La ministre Anand s’est engagée à nommer rapidement un contrôleur externe pour superviser la mise en œuvre des recommandations et d’informer le Parlement d’ici la fin de l’année de celles qui ne seront pas appliquées. Il s’agit des deux dernières propositions du rapport Arbour.

Elle mettra en œuvre immédiatement le tiers des 48 recommandations de l’ex-juge de la Cour suprême. Bien qu’elle ait dit les accepter dans leur ensemble, la ministre n’était pas en mesure d’affirmer lundi qu’elles seraient toutes appliquées.

« Je suis d’accord avec toutes les recommandations et je m’attends à ce que le ministère de la Défense nationale et les Forces armées canadiennes évaluent rapidement comment nous pouvons les mettre en œuvre et si ce n’est pas le cas, pourquoi », a-t-elle affirmé en conférence de presse lundi en compagnie de Louise Arbour et du général Wayne Eyre.

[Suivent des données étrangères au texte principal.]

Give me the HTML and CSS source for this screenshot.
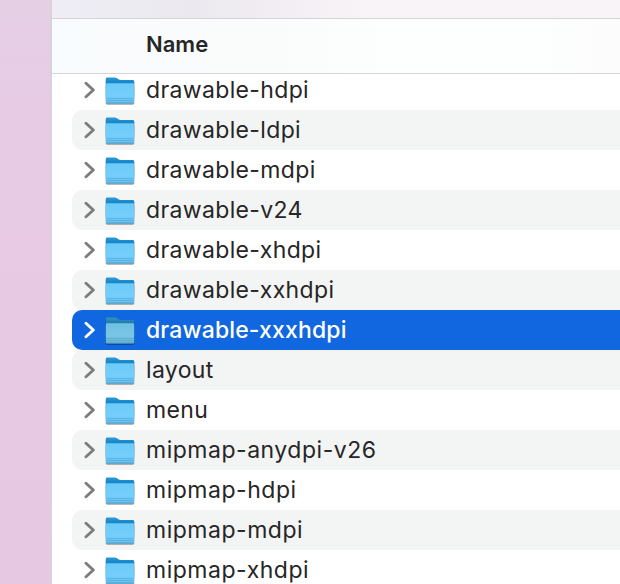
FILE: index.html
```
<!DOCTYPE html>
<html lang="en">
<head>
<meta charset="utf-8">
<title>Files</title>
<link rel="stylesheet" href="styles.css">
</head>
<body>
<svg class="defs" width="0" height="0" aria-hidden="true">
  <defs>
    <linearGradient id="back" x1="0" y1="0" x2="0" y2="1"><stop offset="0" stop-color="#2f9bd3"/><stop offset=".25" stop-color="#1786c8"/></linearGradient>
    <linearGradient id="front" x1="0" y1="0" x2="0" y2="1"><stop offset="0" stop-color="#6acbf8"/><stop offset=".6" stop-color="#76cefb"/><stop offset="1" stop-color="#62bff0"/></linearGradient>
  </defs>
  <symbol id="chevron" viewBox="0 0 12 18"><path d="M2 2.3 9.3 9 2 15.7" fill="none" stroke="currentColor" stroke-width="2.9" stroke-linecap="round" stroke-linejoin="round"/></symbol>
  <symbol id="folder" viewBox="0 0 30 28">
    <path d="M.8 1.8Q.8 .4 2.2 .4H9.8Q11 .4 12 1.2L13.5 2.3Q14.4 2.9 15.5 2.9H27.8Q29.2 2.9 29.2 4.3V20H.8Z" fill="url(#back)"/>
    <path d="M.8 7.9Q.8 6.3 2.2 6.3H27.8Q29.2 6.3 29.2 7.9V25.2Q29.2 26.6 27.8 26.6H2.2Q.8 26.6 .8 25.2Z" fill="url(#front)"/>
    <path d="M1 21.5H29M1 23.5H29" stroke="#4ca7d5" stroke-width=".6"/>
    <path d="M1.6 26H28.4" stroke="#4a9fc9" stroke-width=".8"/>
  </symbol>
</svg>
<main class="window">
  <div class="toolbar"></div>
  <header class="columns">Name</header>
  <ul class="files">
    <li class="row"><svg class="chevron"><use href="#chevron"/></svg><svg class="folder"><use href="#folder"/></svg><span>drawable-hdpi</span></li>
    <li class="row"><svg class="chevron"><use href="#chevron"/></svg><svg class="folder"><use href="#folder"/></svg><span>drawable-ldpi</span></li>
    <li class="row"><svg class="chevron"><use href="#chevron"/></svg><svg class="folder"><use href="#folder"/></svg><span>drawable-mdpi</span></li>
    <li class="row"><svg class="chevron"><use href="#chevron"/></svg><svg class="folder"><use href="#folder"/></svg><span>drawable-v24</span></li>
    <li class="row"><svg class="chevron"><use href="#chevron"/></svg><svg class="folder"><use href="#folder"/></svg><span>drawable-xhdpi</span></li>
    <li class="row"><svg class="chevron"><use href="#chevron"/></svg><svg class="folder"><use href="#folder"/></svg><span>drawable-xxhdpi</span></li>
    <li class="row selected"><svg class="chevron"><use href="#chevron"/></svg><svg class="folder"><use href="#folder"/></svg><span>drawable-xxxhdpi</span></li>
    <li class="row"><svg class="chevron"><use href="#chevron"/></svg><svg class="folder"><use href="#folder"/></svg><span>layout</span></li>
    <li class="row"><svg class="chevron"><use href="#chevron"/></svg><svg class="folder"><use href="#folder"/></svg><span>menu</span></li>
    <li class="row mipmap"><svg class="chevron"><use href="#chevron"/></svg><svg class="folder"><use href="#folder"/></svg><span>mipmap-anydpi-v26</span></li>
    <li class="row mipmap"><svg class="chevron"><use href="#chevron"/></svg><svg class="folder"><use href="#folder"/></svg><span>mipmap-hdpi</span></li>
    <li class="row mipmap"><svg class="chevron"><use href="#chevron"/></svg><svg class="folder"><use href="#folder"/></svg><span>mipmap-mdpi</span></li>
    <li class="row mipmap"><svg class="chevron"><use href="#chevron"/></svg><svg class="folder"><use href="#folder"/></svg><span>mipmap-xhdpi</span></li>
  </ul>
</main>
</body>
</html>
```
FILE: styles.css
```
* { box-sizing: border-box; }

body {
  margin: 0;
  height: 584px;
  overflow: hidden;
  padding-left: 50px;
  background: linear-gradient(#e5d0e6, #e7cae4 20%, #e7c8e3);
  font-family: Inter, "Liberation Sans", sans-serif;
  color: #262626;
}

.defs { display: block; }

.window {
  height: 584px;
  overflow: hidden;
  border-left: 2px solid #d9d3d9;
  background: #fff;
}

.toolbar {
  height: 18px;
  background: linear-gradient(90deg, #efedf5, #ebe9ef 25%, #f3eef3 42%, #f9f4f8 55%, #f9f4f8);
}

.columns {
  height: 56px;
  padding-left: 94px;
  border-top: 1px solid #d5d4d6;
  border-bottom: 1px solid #d5d6d7;
  background: linear-gradient(90deg, #f8fbfd, #fafbfb 35%, #fdfefe 60%, #fdfefe 85%, #fcfcfd);
  font-size: 22px;
  font-weight: 600;
  line-height: 50px;
}

.files {
  margin: -4px 0 0;
  padding: 0 0 0 20px;
  list-style: none;
}

.row {
  display: flex;
  align-items: center;
  height: 40px;
  padding-left: 12px;
  border-radius: 10px 0 0 10px;
  font-size: 23px;
  line-height: 40px;
  letter-spacing: .36px;
  white-space: nowrap;
}

.row:nth-child(even) { background: #f3f4f4; }

.row.mipmap { letter-spacing: .52px; }

.row.selected {
  background: #1167df;
  color: #fff;
  font-weight: 500;
  letter-spacing: .14px;
}

.chevron {
  width: 12px;
  height: 18px;
  margin: 0 9px 1px 0;
  color: #7c7c7c;
}

.selected .chevron { color: #fff; }

.folder {
  width: 30px;
  height: 28px;
  margin: 2px 11px 0 0;
  overflow: visible;
  filter: drop-shadow(0 1px .7px rgba(0, 0, 0, .4));
}

.selected .folder { filter: saturate(.85) brightness(.96) hue-rotate(-3deg) drop-shadow(0 1px .7px rgba(0, 0, 0, .4)); }
```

« C’est une lecture qui peut être difficile, a reconnu le général Eyre tout en se disant ouvert au changement. Peut-être que, par le passé, nous avons été trop sur la défensive. »

De nombreux cas d’inconduite sexuelle ont été révélés au grand jour au cours de la dernière année, certains impliquant des hauts gradés des FAC, dont l’ex-chef d’état-major Jonathan Vance.

Conservateurs, néo-démocrates et bloquistes ont critiqué le laxisme du gouvernement libéral qui aurait pu agir dès son premier mandat en 2015, après la sortie du rapport Deschamps.

Deux choses pourraient empêcher « un changement significatif », conclut Louise Arbour dans son rapport. De présumer que « le problème tient uniquement à une culture de la misogynie » et qu’un changement d’attitude amènera naturellement des modifications. La deuxième est que les FAC pensent « qu’elles peuvent réparer à elles seules leur système défaillant ».